### INSTRUCTIONS FOR THE TASK
Write the data out again exactly, dropping any images it holds.

### SOURCE EXCERPT
* start *

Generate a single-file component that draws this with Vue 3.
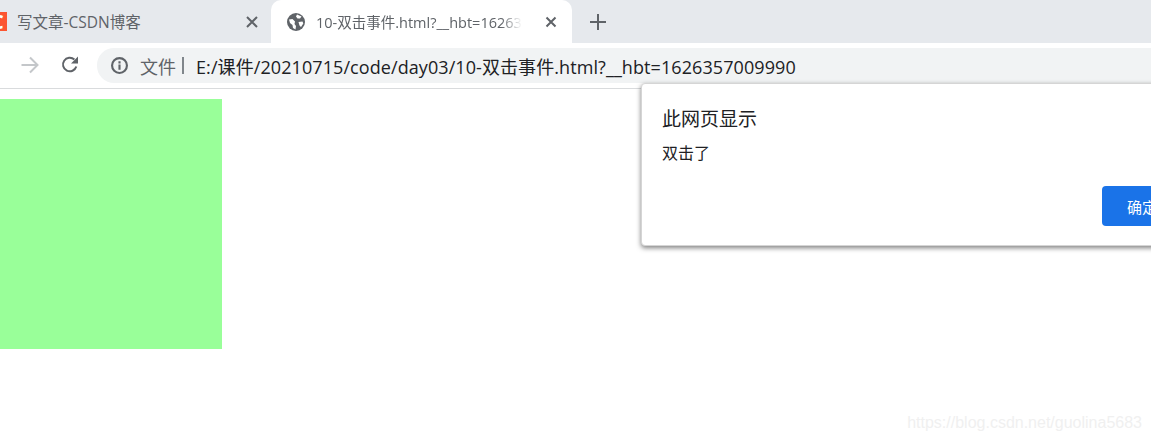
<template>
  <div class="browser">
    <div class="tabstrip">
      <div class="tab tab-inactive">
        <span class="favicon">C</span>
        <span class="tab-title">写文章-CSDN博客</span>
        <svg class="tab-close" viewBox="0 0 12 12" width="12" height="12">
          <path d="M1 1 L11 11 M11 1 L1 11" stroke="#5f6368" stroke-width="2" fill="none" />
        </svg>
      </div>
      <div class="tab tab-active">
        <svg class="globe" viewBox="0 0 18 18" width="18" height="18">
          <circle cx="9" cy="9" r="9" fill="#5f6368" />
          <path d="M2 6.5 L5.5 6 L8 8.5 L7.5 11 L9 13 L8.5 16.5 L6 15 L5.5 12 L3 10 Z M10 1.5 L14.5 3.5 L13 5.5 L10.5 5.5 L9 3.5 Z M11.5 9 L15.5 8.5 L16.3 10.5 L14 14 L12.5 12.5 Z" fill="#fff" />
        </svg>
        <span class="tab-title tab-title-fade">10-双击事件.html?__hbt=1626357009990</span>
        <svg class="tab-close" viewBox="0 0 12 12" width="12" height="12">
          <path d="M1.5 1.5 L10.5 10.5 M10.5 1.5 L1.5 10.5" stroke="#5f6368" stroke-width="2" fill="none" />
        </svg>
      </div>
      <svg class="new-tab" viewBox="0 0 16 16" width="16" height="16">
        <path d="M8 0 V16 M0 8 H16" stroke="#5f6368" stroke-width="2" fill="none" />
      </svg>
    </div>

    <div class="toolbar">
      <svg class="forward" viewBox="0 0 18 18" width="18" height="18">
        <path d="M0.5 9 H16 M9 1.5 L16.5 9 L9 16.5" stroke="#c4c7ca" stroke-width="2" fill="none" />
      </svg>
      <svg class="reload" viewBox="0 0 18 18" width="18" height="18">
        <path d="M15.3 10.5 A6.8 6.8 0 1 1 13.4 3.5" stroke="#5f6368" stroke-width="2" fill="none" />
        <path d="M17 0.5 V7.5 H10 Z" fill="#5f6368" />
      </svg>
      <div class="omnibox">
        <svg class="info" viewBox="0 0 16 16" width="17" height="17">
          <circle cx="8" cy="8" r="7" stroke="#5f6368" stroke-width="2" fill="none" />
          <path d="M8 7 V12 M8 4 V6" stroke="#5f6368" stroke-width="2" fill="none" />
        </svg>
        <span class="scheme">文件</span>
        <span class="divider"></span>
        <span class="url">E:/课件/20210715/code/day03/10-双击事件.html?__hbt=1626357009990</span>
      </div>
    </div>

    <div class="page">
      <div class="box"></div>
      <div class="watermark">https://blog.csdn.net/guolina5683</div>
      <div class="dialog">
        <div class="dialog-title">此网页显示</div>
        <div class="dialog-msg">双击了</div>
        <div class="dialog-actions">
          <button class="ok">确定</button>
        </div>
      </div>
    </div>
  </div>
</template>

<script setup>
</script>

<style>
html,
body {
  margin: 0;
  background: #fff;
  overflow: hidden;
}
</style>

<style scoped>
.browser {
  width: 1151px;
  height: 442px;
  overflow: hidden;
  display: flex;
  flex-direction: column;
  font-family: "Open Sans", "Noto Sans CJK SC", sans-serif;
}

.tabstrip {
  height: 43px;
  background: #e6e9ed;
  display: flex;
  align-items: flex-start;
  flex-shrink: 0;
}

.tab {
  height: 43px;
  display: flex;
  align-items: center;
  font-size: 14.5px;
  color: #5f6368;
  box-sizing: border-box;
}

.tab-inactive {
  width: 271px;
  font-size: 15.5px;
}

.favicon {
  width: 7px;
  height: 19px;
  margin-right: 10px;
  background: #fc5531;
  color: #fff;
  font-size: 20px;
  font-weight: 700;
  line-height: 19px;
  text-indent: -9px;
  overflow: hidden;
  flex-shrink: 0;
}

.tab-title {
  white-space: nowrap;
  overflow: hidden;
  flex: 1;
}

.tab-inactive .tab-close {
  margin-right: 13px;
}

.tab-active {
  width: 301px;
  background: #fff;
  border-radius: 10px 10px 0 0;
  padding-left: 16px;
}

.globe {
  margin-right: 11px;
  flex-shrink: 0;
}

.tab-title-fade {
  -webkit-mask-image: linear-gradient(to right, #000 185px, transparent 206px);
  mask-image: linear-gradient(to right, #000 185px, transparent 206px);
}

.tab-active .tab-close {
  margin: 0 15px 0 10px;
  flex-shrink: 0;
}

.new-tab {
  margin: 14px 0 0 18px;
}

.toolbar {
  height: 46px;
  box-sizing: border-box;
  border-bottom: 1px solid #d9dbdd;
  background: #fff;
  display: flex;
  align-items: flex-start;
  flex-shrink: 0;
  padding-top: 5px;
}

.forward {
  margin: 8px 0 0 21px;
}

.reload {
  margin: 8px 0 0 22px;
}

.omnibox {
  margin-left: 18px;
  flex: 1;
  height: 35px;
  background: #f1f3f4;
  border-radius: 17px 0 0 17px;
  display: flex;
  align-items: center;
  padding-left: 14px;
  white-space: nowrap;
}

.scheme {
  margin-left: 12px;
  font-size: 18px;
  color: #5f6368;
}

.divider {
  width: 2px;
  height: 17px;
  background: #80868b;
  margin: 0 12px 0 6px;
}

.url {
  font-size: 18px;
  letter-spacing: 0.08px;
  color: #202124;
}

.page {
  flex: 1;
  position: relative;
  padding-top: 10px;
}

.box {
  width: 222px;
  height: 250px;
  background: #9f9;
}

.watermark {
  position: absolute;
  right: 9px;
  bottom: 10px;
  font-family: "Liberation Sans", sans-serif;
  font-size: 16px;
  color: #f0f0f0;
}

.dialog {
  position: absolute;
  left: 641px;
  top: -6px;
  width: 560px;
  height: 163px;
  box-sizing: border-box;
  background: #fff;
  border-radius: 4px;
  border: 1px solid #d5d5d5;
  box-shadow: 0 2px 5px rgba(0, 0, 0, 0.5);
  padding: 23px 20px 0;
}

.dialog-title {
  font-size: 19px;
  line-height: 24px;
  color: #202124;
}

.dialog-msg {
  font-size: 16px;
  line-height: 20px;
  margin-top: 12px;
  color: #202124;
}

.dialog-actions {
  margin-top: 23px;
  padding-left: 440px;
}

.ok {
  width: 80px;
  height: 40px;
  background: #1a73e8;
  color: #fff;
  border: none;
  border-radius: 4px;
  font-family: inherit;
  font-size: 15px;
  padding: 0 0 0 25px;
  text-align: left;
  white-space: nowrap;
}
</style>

* end *

### OUTPUT
Generate a single-file component that draws this with Vue 3.
<template>
  <div class="browser">
    <div class="tabstrip">
      <div class="tab tab-inactive">
        <span class="favicon">C</span>
        <span class="tab-title">写文章-CSDN博客</span>
        <svg class="tab-close" viewBox="0 0 12 12" width="12" height="12">
          <path d="M1 1 L11 11 M11 1 L1 11" stroke="#5f6368" stroke-width="2" fill="none" />
        </svg>
      </div>
      <div class="tab tab-active">
        <svg class="globe" viewBox="0 0 18 18" width="18" height="18">
          <circle cx="9" cy="9" r="9" fill="#5f6368" />
          <path d="M2 6.5 L5.5 6 L8 8.5 L7.5 11 L9 13 L8.5 16.5 L6 15 L5.5 12 L3 10 Z M10 1.5 L14.5 3.5 L13 5.5 L10.5 5.5 L9 3.5 Z M11.5 9 L15.5 8.5 L16.3 10.5 L14 14 L12.5 12.5 Z" fill="#fff" />
        </svg>
        <span class="tab-title tab-title-fade">10-双击事件.html?__hbt=1626357009990</span>
        <svg class="tab-close" viewBox="0 0 12 12" width="12" height="12">
          <path d="M1.5 1.5 L10.5 10.5 M10.5 1.5 L1.5 10.5" stroke="#5f6368" stroke-width="2" fill="none" />
        </svg>
      </div>
      <svg class="new-tab" viewBox="0 0 16 16" width="16" height="16">
        <path d="M8 0 V16 M0 8 H16" stroke="#5f6368" stroke-width="2" fill="none" />
      </svg>
    </div>

    <div class="toolbar">
      <svg class="forward" viewBox="0 0 18 18" width="18" height="18">
        <path d="M0.5 9 H16 M9 1.5 L16.5 9 L9 16.5" stroke="#c4c7ca" stroke-width="2" fill="none" />
      </svg>
      <svg class="reload" viewBox="0 0 18 18" width="18" height="18">
        <path d="M15.3 10.5 A6.8 6.8 0 1 1 13.4 3.5" stroke="#5f6368" stroke-width="2" fill="none" />
        <path d="M17 0.5 V7.5 H10 Z" fill="#5f6368" />
      </svg>
      <div class="omnibox">
        <svg class="info" viewBox="0 0 16 16" width="17" height="17">
          <circle cx="8" cy="8" r="7" stroke="#5f6368" stroke-width="2" fill="none" />
          <path d="M8 7 V12 M8 4 V6" stroke="#5f6368" stroke-width="2" fill="none" />
        </svg>
        <span class="scheme">文件</span>
        <span class="divider"></span>
        <span class="url">E:/课件/20210715/code/day03/10-双击事件.html?__hbt=1626357009990</span>
      </div>
    </div>

    <div class="page">
      <div class="box"></div>
      <div class="watermark">https://blog.csdn.net/guolina5683</div>
      <div class="dialog">
        <div class="dialog-title">此网页显示</div>
        <div class="dialog-msg">双击了</div>
        <div class="dialog-actions">
          <button class="ok">确定</button>
        </div>
      </div>
    </div>
  </div>
</template>

<script setup>
</script>

<style>
html,
body {
  margin: 0;
  background: #fff;
  overflow: hidden;
}
</style>

<style scoped>
.browser {
  width: 1151px;
  height: 442px;
  overflow: hidden;
  display: flex;
  flex-direction: column;
  font-family: "Open Sans", "Noto Sans CJK SC", sans-serif;
}

.tabstrip {
  height: 43px;
  background: #e6e9ed;
  display: flex;
  align-items: flex-start;
  flex-shrink: 0;
}

.tab {
  height: 43px;
  display: flex;
  align-items: center;
  font-size: 14.5px;
  color: #5f6368;
  box-sizing: border-box;
}

.tab-inactive {
  width: 271px;
  font-size: 15.5px;
}

.favicon {
  width: 7px;
  height: 19px;
  margin-right: 10px;
  background: #fc5531;
  color: #fff;
  font-size: 20px;
  font-weight: 700;
  line-height: 19px;
  text-indent: -9px;
  overflow: hidden;
  flex-shrink: 0;
}

.tab-title {
  white-space: nowrap;
  overflow: hidden;
  flex: 1;
}

.tab-inactive .tab-close {
  margin-right: 13px;
}

.tab-active {
  width: 301px;
  background: #fff;
  border-radius: 10px 10px 0 0;
  padding-left: 16px;
}

.globe {
  margin-right: 11px;
  flex-shrink: 0;
}

.tab-title-fade {
  -webkit-mask-image: linear-gradient(to right, #000 185px, transparent 206px);
  mask-image: linear-gradient(to right, #000 185px, transparent 206px);
}

.tab-active .tab-close {
  margin: 0 15px 0 10px;
  flex-shrink: 0;
}

.new-tab {
  margin: 14px 0 0 18px;
}

.toolbar {
  height: 46px;
  box-sizing: border-box;
  border-bottom: 1px solid #d9dbdd;
  background: #fff;
  display: flex;
  align-items: flex-start;
  flex-shrink: 0;
  padding-top: 5px;
}

.forward {
  margin: 8px 0 0 21px;
}

.reload {
  margin: 8px 0 0 22px;
}

.omnibox {
  margin-left: 18px;
  flex: 1;
  height: 35px;
  background: #f1f3f4;
  border-radius: 17px 0 0 17px;
  display: flex;
  align-items: center;
  padding-left: 14px;
  white-space: nowrap;
}

.scheme {
  margin-left: 12px;
  font-size: 18px;
  color: #5f6368;
}

.divider {
  width: 2px;
  height: 17px;
  background: #80868b;
  margin: 0 12px 0 6px;
}

.url {
  font-size: 18px;
  letter-spacing: 0.08px;
  color: #202124;
}

.page {
  flex: 1;
  position: relative;
  padding-top: 10px;
}

.box {
  width: 222px;
  height: 250px;
  background: #9f9;
}

.watermark {
  position: absolute;
  right: 9px;
  bottom: 10px;
  font-family: "Liberation Sans", sans-serif;
  font-size: 16px;
  color: #f0f0f0;
}

.dialog {
  position: absolute;
  left: 641px;
  top: -6px;
  width: 560px;
  height: 163px;
  box-sizing: border-box;
  background: #fff;
  border-radius: 4px;
  border: 1px solid #d5d5d5;
  box-shadow: 0 2px 5px rgba(0, 0, 0, 0.5);
  padding: 23px 20px 0;
}

.dialog-title {
  font-size: 19px;
  line-height: 24px;
  color: #202124;
}

.dialog-msg {
  font-size: 16px;
  line-height: 20px;
  margin-top: 12px;
  color: #202124;
}

.dialog-actions {
  margin-top: 23px;
  padding-left: 440px;
}

.ok {
  width: 80px;
  height: 40px;
  background: #1a73e8;
  color: #fff;
  border: none;
  border-radius: 4px;
  font-family: inherit;
  font-size: 15px;
  padding: 0 0 0 25px;
  text-align: left;
  white-space: nowrap;
}
</style>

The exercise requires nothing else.